**** Data provided

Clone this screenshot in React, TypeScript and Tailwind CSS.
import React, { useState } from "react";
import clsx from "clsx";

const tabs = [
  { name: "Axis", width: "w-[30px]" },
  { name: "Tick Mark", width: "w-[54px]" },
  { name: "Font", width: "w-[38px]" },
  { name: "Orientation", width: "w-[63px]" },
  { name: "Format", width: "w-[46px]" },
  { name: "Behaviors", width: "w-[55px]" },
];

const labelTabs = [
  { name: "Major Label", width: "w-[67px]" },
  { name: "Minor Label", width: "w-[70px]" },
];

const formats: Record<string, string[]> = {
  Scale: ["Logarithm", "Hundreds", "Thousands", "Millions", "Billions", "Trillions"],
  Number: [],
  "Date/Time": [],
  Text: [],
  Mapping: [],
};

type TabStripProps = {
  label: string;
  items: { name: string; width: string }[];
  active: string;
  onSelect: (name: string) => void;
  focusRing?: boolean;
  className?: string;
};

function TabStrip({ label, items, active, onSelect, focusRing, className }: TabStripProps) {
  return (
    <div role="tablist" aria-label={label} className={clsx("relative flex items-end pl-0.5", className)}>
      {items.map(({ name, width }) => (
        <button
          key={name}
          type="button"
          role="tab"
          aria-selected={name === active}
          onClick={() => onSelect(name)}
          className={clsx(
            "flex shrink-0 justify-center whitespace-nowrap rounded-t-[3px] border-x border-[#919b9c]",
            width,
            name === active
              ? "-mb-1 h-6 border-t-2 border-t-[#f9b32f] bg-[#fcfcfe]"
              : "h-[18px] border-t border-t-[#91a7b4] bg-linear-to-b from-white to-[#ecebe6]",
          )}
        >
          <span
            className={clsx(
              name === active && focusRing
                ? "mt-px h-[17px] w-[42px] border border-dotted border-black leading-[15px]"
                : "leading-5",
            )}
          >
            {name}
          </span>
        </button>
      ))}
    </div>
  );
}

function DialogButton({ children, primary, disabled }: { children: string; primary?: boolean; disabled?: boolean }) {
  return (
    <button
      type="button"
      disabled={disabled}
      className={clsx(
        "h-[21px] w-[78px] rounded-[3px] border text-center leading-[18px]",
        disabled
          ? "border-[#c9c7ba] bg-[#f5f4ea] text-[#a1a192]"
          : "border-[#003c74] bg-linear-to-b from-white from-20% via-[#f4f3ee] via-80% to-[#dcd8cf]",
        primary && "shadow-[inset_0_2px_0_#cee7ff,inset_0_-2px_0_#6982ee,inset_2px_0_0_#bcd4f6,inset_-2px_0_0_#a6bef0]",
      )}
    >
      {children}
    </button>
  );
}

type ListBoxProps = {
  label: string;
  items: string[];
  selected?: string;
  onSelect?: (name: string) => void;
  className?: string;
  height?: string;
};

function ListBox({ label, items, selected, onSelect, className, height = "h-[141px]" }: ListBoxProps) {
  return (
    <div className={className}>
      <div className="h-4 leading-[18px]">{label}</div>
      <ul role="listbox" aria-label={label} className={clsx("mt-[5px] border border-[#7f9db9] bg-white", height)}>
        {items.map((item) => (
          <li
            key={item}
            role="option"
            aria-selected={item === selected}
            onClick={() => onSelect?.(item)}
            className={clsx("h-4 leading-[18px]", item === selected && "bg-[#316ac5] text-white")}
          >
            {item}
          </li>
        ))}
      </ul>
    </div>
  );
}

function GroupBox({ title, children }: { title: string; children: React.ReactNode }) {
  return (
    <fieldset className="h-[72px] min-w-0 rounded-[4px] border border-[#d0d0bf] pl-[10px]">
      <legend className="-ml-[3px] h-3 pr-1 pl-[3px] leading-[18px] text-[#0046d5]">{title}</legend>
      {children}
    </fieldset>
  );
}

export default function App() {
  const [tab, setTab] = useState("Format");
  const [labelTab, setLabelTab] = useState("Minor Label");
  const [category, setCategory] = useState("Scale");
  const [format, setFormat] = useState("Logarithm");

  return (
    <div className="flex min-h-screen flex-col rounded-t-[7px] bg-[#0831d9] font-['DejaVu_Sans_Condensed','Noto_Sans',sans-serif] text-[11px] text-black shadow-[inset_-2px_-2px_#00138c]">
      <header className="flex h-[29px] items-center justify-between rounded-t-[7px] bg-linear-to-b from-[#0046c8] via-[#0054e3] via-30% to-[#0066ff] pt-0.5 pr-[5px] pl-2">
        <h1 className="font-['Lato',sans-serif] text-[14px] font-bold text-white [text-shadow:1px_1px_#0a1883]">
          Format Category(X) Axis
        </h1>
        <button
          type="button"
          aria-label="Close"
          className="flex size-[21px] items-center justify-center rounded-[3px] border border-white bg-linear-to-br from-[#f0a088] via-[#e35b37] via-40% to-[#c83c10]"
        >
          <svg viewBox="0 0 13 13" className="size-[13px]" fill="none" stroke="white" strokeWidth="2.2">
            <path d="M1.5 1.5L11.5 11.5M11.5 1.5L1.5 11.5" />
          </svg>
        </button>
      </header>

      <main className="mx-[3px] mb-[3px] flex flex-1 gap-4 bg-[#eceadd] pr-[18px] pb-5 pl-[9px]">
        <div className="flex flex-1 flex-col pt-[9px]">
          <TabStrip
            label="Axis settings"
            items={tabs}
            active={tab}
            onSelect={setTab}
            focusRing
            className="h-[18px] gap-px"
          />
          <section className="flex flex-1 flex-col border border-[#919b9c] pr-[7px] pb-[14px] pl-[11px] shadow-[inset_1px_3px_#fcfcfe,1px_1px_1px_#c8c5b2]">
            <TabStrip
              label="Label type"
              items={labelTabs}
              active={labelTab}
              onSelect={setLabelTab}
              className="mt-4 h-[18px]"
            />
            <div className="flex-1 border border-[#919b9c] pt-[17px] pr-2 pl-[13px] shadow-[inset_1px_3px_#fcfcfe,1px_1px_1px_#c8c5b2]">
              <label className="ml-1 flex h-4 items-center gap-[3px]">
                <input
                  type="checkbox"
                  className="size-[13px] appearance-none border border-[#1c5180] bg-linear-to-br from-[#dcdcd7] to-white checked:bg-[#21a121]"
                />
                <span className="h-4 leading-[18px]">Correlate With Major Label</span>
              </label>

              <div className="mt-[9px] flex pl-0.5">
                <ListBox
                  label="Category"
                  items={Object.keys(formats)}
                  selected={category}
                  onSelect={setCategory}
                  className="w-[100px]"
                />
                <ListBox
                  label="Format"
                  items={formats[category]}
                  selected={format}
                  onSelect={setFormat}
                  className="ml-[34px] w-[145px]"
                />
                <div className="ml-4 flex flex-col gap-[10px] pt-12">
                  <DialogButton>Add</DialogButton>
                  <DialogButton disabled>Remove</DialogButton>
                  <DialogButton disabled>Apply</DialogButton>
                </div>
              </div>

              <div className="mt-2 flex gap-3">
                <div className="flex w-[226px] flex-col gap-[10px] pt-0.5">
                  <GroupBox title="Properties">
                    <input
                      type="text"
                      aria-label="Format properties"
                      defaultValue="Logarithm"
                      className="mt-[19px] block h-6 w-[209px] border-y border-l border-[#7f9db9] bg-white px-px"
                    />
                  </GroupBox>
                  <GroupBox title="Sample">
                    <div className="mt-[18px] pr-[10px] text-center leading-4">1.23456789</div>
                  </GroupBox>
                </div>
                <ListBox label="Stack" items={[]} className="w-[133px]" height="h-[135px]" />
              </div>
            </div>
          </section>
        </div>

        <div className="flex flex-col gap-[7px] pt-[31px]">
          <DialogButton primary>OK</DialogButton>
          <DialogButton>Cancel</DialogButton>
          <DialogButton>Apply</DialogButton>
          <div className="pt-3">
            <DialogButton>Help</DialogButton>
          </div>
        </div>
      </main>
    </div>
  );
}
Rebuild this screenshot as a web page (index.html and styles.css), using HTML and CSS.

********

All of the data above should be transcribed exactly.

- Exercise solution
Clone this screenshot in React, TypeScript and Tailwind CSS.
import React, { useState } from "react";
import clsx from "clsx";

const tabs = [
  { name: "Axis", width: "w-[30px]" },
  { name: "Tick Mark", width: "w-[54px]" },
  { name: "Font", width: "w-[38px]" },
  { name: "Orientation", width: "w-[63px]" },
  { name: "Format", width: "w-[46px]" },
  { name: "Behaviors", width: "w-[55px]" },
];

const labelTabs = [
  { name: "Major Label", width: "w-[67px]" },
  { name: "Minor Label", width: "w-[70px]" },
];

const formats: Record<string, string[]> = {
  Scale: ["Logarithm", "Hundreds", "Thousands", "Millions", "Billions", "Trillions"],
  Number: [],
  "Date/Time": [],
  Text: [],
  Mapping: [],
};

type TabStripProps = {
  label: string;
  items: { name: string; width: string }[];
  active: string;
  onSelect: (name: string) => void;
  focusRing?: boolean;
  className?: string;
};

function TabStrip({ label, items, active, onSelect, focusRing, className }: TabStripProps) {
  return (
    <div role="tablist" aria-label={label} className={clsx("relative flex items-end pl-0.5", className)}>
      {items.map(({ name, width }) => (
        <button
          key={name}
          type="button"
          role="tab"
          aria-selected={name === active}
          onClick={() => onSelect(name)}
          className={clsx(
            "flex shrink-0 justify-center whitespace-nowrap rounded-t-[3px] border-x border-[#919b9c]",
            width,
            name === active
              ? "-mb-1 h-6 border-t-2 border-t-[#f9b32f] bg-[#fcfcfe]"
              : "h-[18px] border-t border-t-[#91a7b4] bg-linear-to-b from-white to-[#ecebe6]",
          )}
        >
          <span
            className={clsx(
              name === active && focusRing
                ? "mt-px h-[17px] w-[42px] border border-dotted border-black leading-[15px]"
                : "leading-5",
            )}
          >
            {name}
          </span>
        </button>
      ))}
    </div>
  );
}

function DialogButton({ children, primary, disabled }: { children: string; primary?: boolean; disabled?: boolean }) {
  return (
    <button
      type="button"
      disabled={disabled}
      className={clsx(
        "h-[21px] w-[78px] rounded-[3px] border text-center leading-[18px]",
        disabled
          ? "border-[#c9c7ba] bg-[#f5f4ea] text-[#a1a192]"
          : "border-[#003c74] bg-linear-to-b from-white from-20% via-[#f4f3ee] via-80% to-[#dcd8cf]",
        primary && "shadow-[inset_0_2px_0_#cee7ff,inset_0_-2px_0_#6982ee,inset_2px_0_0_#bcd4f6,inset_-2px_0_0_#a6bef0]",
      )}
    >
      {children}
    </button>
  );
}

type ListBoxProps = {
  label: string;
  items: string[];
  selected?: string;
  onSelect?: (name: string) => void;
  className?: string;
  height?: string;
};

function ListBox({ label, items, selected, onSelect, className, height = "h-[141px]" }: ListBoxProps) {
  return (
    <div className={className}>
      <div className="h-4 leading-[18px]">{label}</div>
      <ul role="listbox" aria-label={label} className={clsx("mt-[5px] border border-[#7f9db9] bg-white", height)}>
        {items.map((item) => (
          <li
            key={item}
            role="option"
            aria-selected={item === selected}
            onClick={() => onSelect?.(item)}
            className={clsx("h-4 leading-[18px]", item === selected && "bg-[#316ac5] text-white")}
          >
            {item}
          </li>
        ))}
      </ul>
    </div>
  );
}

function GroupBox({ title, children }: { title: string; children: React.ReactNode }) {
  return (
    <fieldset className="h-[72px] min-w-0 rounded-[4px] border border-[#d0d0bf] pl-[10px]">
      <legend className="-ml-[3px] h-3 pr-1 pl-[3px] leading-[18px] text-[#0046d5]">{title}</legend>
      {children}
    </fieldset>
  );
}

export default function App() {
  const [tab, setTab] = useState("Format");
  const [labelTab, setLabelTab] = useState("Minor Label");
  const [category, setCategory] = useState("Scale");
  const [format, setFormat] = useState("Logarithm");

  return (
    <div className="flex min-h-screen flex-col rounded-t-[7px] bg-[#0831d9] font-['DejaVu_Sans_Condensed','Noto_Sans',sans-serif] text-[11px] text-black shadow-[inset_-2px_-2px_#00138c]">
      <header className="flex h-[29px] items-center justify-between rounded-t-[7px] bg-linear-to-b from-[#0046c8] via-[#0054e3] via-30% to-[#0066ff] pt-0.5 pr-[5px] pl-2">
        <h1 className="font-['Lato',sans-serif] text-[14px] font-bold text-white [text-shadow:1px_1px_#0a1883]">
          Format Category(X) Axis
        </h1>
        <button
          type="button"
          aria-label="Close"
          className="flex size-[21px] items-center justify-center rounded-[3px] border border-white bg-linear-to-br from-[#f0a088] via-[#e35b37] via-40% to-[#c83c10]"
        >
          <svg viewBox="0 0 13 13" className="size-[13px]" fill="none" stroke="white" strokeWidth="2.2">
            <path d="M1.5 1.5L11.5 11.5M11.5 1.5L1.5 11.5" />
          </svg>
        </button>
      </header>

      <main className="mx-[3px] mb-[3px] flex flex-1 gap-4 bg-[#eceadd] pr-[18px] pb-5 pl-[9px]">
        <div className="flex flex-1 flex-col pt-[9px]">
          <TabStrip
            label="Axis settings"
            items={tabs}
            active={tab}
            onSelect={setTab}
            focusRing
            className="h-[18px] gap-px"
          />
          <section className="flex flex-1 flex-col border border-[#919b9c] pr-[7px] pb-[14px] pl-[11px] shadow-[inset_1px_3px_#fcfcfe,1px_1px_1px_#c8c5b2]">
            <TabStrip
              label="Label type"
              items={labelTabs}
              active={labelTab}
              onSelect={setLabelTab}
              className="mt-4 h-[18px]"
            />
            <div className="flex-1 border border-[#919b9c] pt-[17px] pr-2 pl-[13px] shadow-[inset_1px_3px_#fcfcfe,1px_1px_1px_#c8c5b2]">
              <label className="ml-1 flex h-4 items-center gap-[3px]">
                <input
                  type="checkbox"
                  className="size-[13px] appearance-none border border-[#1c5180] bg-linear-to-br from-[#dcdcd7] to-white checked:bg-[#21a121]"
                />
                <span className="h-4 leading-[18px]">Correlate With Major Label</span>
              </label>

              <div className="mt-[9px] flex pl-0.5">
                <ListBox
                  label="Category"
                  items={Object.keys(formats)}
                  selected={category}
                  onSelect={setCategory}
                  className="w-[100px]"
                />
                <ListBox
                  label="Format"
                  items={formats[category]}
                  selected={format}
                  onSelect={setFormat}
                  className="ml-[34px] w-[145px]"
                />
                <div className="ml-4 flex flex-col gap-[10px] pt-12">
                  <DialogButton>Add</DialogButton>
                  <DialogButton disabled>Remove</DialogButton>
                  <DialogButton disabled>Apply</DialogButton>
                </div>
              </div>

              <div className="mt-2 flex gap-3">
                <div className="flex w-[226px] flex-col gap-[10px] pt-0.5">
                  <GroupBox title="Properties">
                    <input
                      type="text"
                      aria-label="Format properties"
                      defaultValue="Logarithm"
                      className="mt-[19px] block h-6 w-[209px] border-y border-l border-[#7f9db9] bg-white px-px"
                    />
                  </GroupBox>
                  <GroupBox title="Sample">
                    <div className="mt-[18px] pr-[10px] text-center leading-4">1.23456789</div>
                  </GroupBox>
                </div>
                <ListBox label="Stack" items={[]} className="w-[133px]" height="h-[135px]" />
              </div>
            </div>
          </section>
        </div>

        <div className="flex flex-col gap-[7px] pt-[31px]">
          <DialogButton primary>OK</DialogButton>
          <DialogButton>Cancel</DialogButton>
          <DialogButton>Apply</DialogButton>
          <div className="pt-3">
            <DialogButton>Help</DialogButton>
          </div>
        </div>
      </main>
    </div>
  );
}
Rebuild this screenshot as a web page (index.html and styles.css), using HTML and CSS.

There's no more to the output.